The Linux kernel is an operating system kernel used by the Linux family of Unix-like operating systems. It is one of the most prominent examples of free and open source software and hence a natural choice for our analysis. The Linux kernel is released under the GNU General Public License version 2 (GPLv2) and is developed by contributors worldwide. Day-to-day development discussions take place on the Linux kernel mailing list. The Linux kernel has received contributions from thousands of programmers. Many Linux distributions have been released based upon the Linux kernel [8]. We chose the Linux kernel version 2.6.32.9, released in February 2010, for our analysis.

Static Code Analysis

The unique benefit of static analysis is its ability to scan complete codebases to identify logic and security bugs. It is much more comprehensive in reach than black-box systems testing. However, some issues are runtime dependent and can only be found by actually executing code, so static analysis cannot stand alone.
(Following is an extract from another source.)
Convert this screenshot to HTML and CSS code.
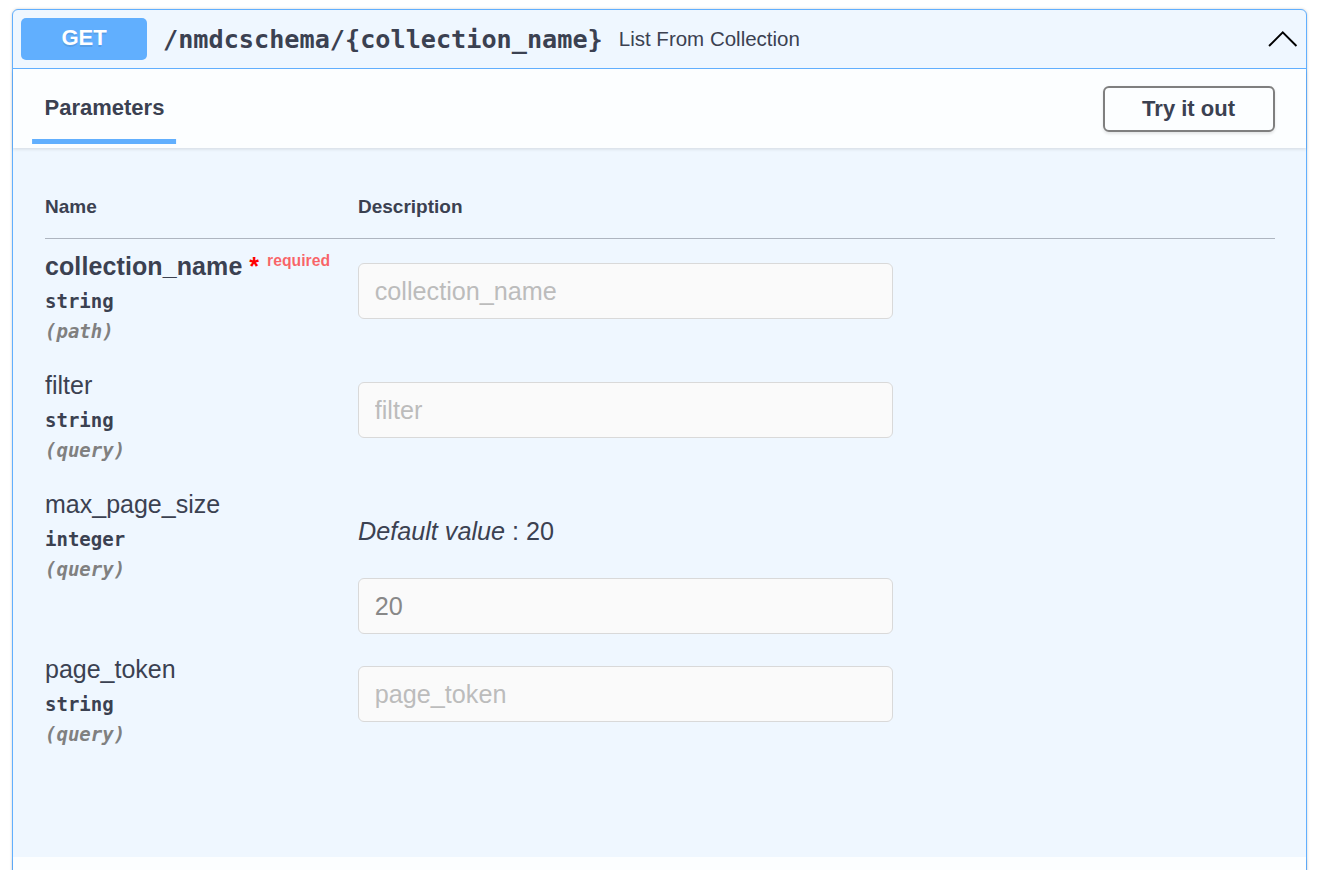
FILE: index.html
```html
<!DOCTYPE html>
<html lang="en">
<head>
<meta charset="utf-8">
<title>List From Collection</title>
<link rel="stylesheet" href="styles.css">
</head>
<body>
<div class="wrap">
  <div class="opblock">
    <div class="summary">
      <span class="method">GET</span>
      <span class="path">/nmdcschema/{collection_name}</span>
      <span class="summary-desc">List From Collection</span>
      <svg class="arrow" viewBox="0 0 20 20" width="31.5" height="31.5" aria-hidden="true">
        <polyline points="1.3,14.6 10,5.9 18.7,14.6" fill="none" stroke="#000" stroke-width="1.25" stroke-linecap="butt" stroke-linejoin="miter"/>
      </svg>
    </div>
    <div class="body">
      <div class="section-header">
        <div class="tab-item"><h4 class="tab-title"><span class="tab-label">Parameters</span></h4></div>
        <button class="btn" type="button">Try it out</button>
      </div>
      <div class="params">
        <table class="param-table">
          <thead>
            <tr>
              <th class="col-name">Name</th>
              <th class="col-desc">Description</th>
            </tr>
          </thead>
          <tbody>
            <tr>
              <td class="cell-name">
                <div class="param-name is-required"><span class="pn">collection_name</span><span class="star">&nbsp;*</span><span class="req">required</span></div>
                <div class="param-type">string</div>
                <div class="param-in">(path)</div>
              </td>
              <td class="cell-desc">
                <input class="param-input" type="text" placeholder="collection_name" disabled>
              </td>
            </tr>
            <tr>
              <td class="cell-name">
                <div class="param-name">filter</div>
                <div class="param-type">string</div>
                <div class="param-in">(query)</div>
              </td>
              <td class="cell-desc">
                <input class="param-input" type="text" placeholder="filter" disabled>
              </td>
            </tr>
            <tr>
              <td class="cell-name">
                <div class="param-name">max_page_size</div>
                <div class="param-type">integer</div>
                <div class="param-in">(query)</div>
              </td>
              <td class="cell-desc">
                <p class="default-value"><i>Default value</i> : 20</p>
                <input class="param-input" type="text" value="20" placeholder="max_page_size" disabled>
              </td>
            </tr>
            <tr>
              <td class="cell-name">
                <div class="param-name">page_token</div>
                <div class="param-type">string</div>
                <div class="param-in">(query)</div>
              </td>
              <td class="cell-desc">
                <input class="param-input" type="text" placeholder="page_token" disabled>
              </td>
            </tr>
          </tbody>
        </table>
      </div>
      <div class="section-header"></div>
    </div>
  </div>
</div>
</body>
</html>
```

FILE: styles.css
```css
html, body {
  margin: 0;
  padding: 0;
  height: 100%;
  overflow: hidden;
  background: #fff;
}

body {
  font-family: "Liberation Sans", Arial, sans-serif;
  color: #3b4151;
}

.wrap {
  padding: 9px 19px 0 12px;
}

.opblock {
  border: 1px solid #61affe;
  border-radius: 6px;
  background: #eff7ff;
  box-shadow: 0 0 3px rgba(0, 0, 0, 0.19);
}

/* ---------- summary ---------- */
.summary {
  display: flex;
  align-items: center;
  padding: 8px;
  border-bottom: 1px solid #61affe;
}

.method {
  min-width: 126px;
  padding: 8px 0 11px;
  font-size: 22px;
  line-height: 23px;
  font-weight: 700;
  text-align: center;
  color: #fff;
  background: #61affe;
  border-radius: 5px;
  text-shadow: 0 1.5px 0 rgba(0, 0, 0, 0.1);
}

.path {
  padding: 0 16px;
  font-family: "DejaVu Sans Mono", monospace;
  font-weight: 700;
  font-size: 25.2px;
  color: #3b4151;
}

.summary-desc {
  flex: 1;
  font-size: 20.5px;
  color: #3b4151;
}

.arrow {
  display: block;
  flex: none;
}

/* ---------- section header ---------- */
.section-header {
  display: flex;
  align-items: center;
  justify-content: space-between;
  min-height: 79px;
  box-sizing: border-box;
  padding: 12.6px 31.5px;
  background: rgba(255, 255, 255, 0.8);
  box-shadow: 0 1.5px 3px rgba(0, 0, 0, 0.1);
}

.tab-item {
  padding-bottom: 2px;
}

.tab-title {
  margin: 0;
  font-size: 22px;
  line-height: 25px;
  font-weight: 700;
  color: #3b4151;
}

.tab-label {
  position: relative;
  display: inline-block;
}

.tab-label::after {
  content: "";
  position: absolute;
  left: 50%;
  bottom: -24px;
  width: 120%;
  height: 5px;
  transform: translateX(-50%);
  background: #61affe;
}

.btn {
  font-family: "Liberation Sans", Arial, sans-serif;
  font-size: 22px;
  line-height: 25px;
  font-weight: 700;
  color: #3b4151;
  padding: 8.5px 37.5px;
  background: transparent;
  border: 2px solid #7f7f7f;
  border-radius: 6px;
  box-shadow: 0 1.5px 3px rgba(0, 0, 0, 0.1);
}

/* ---------- parameters ---------- */
.params {
  padding: 28px 31px 96px 32px;
}

.param-table {
  width: 100%;
  border-collapse: collapse;
}

.param-table th {
  padding: 20px 0 20px;
  font-size: 19px;
  line-height: 22px;
  font-weight: 700;
  text-align: left;
  color: #3b4151;
  border-bottom: 1px solid rgba(59, 65, 81, 0.2);
}

.col-name {
  width: 313px;
}

.cell-name {
  vertical-align: top;
  padding: 11px 0 16px 0;
}

.cell-desc {
  vertical-align: top;
  padding: 16px 0 0 0;
}

.param-name {
  font-size: 25px;
  line-height: 32px;
  color: #3b4151;
  white-space: nowrap;
}

.param-name.is-required .pn {
  font-weight: 700;
  letter-spacing: 0.1px;
}

.star {
  color: #ff0000;
  font-weight: 700;
}

.req {
  font-size: 15.75px;
  line-height: 1;
  font-weight: 700;
  color: rgba(255, 0, 0, 0.6);
  padding: 0 8px;
  vertical-align: 9.5px;
}

.param-type {
  padding: 8px 0;
  font-family: "DejaVu Sans Mono", monospace;
  font-size: 19px;
  line-height: 22px;
  font-weight: 700;
  color: #3b4151;
}

.param-in {
  font-family: "DejaVu Sans Mono", monospace;
  font-size: 19px;
  line-height: 22px;
  font-weight: 700;
  font-style: italic;
  color: #808080;
}

.default-value {
  margin: 24px 0 32px;
  font-size: 25.2px;
  line-height: 29px;
  color: #3b4151;
}

.param-input {
  display: block;
  box-sizing: border-box;
  width: 535px;
  margin: 8px 0;
  padding: 12.6px 15.75px;
  font-family: "Liberation Sans", Arial, sans-serif;
  font-size: 25.2px;
  line-height: 29px;
  color: #888;
  background: #fafafa;
  border: 1px solid #d9d9d9;
  border-radius: 6px;
  outline: none;
}

.param-input::placeholder {
  color: #bcbcbc;
  opacity: 1;
}
```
A representational effort-benefit curve for using a SCA tool is shown in figure 2. It is observed that as more checks are enforced, the fraction of errors detected increases along with increase in the amount of effort required to enforce these checks. Typical compilers such as gcc incorporate static analysis to a certain extent in the form of warnings or errors reported during the compilation process. These generally require the least amount of effort and likewise report the least number of bugs. While on the other hand, formal verification of software, for example using model checking, is a much more complex approach towards automation of SCA, requiring greater amount of effort, but capable of detecting greater number of bugs of higher complexity. Although formal verification is not extensively adopted in the software industry, due to the law of diminishing returns, there are several operating systems that are formally verified such as NICTA"s Secure Embedded L4 microkernel [6].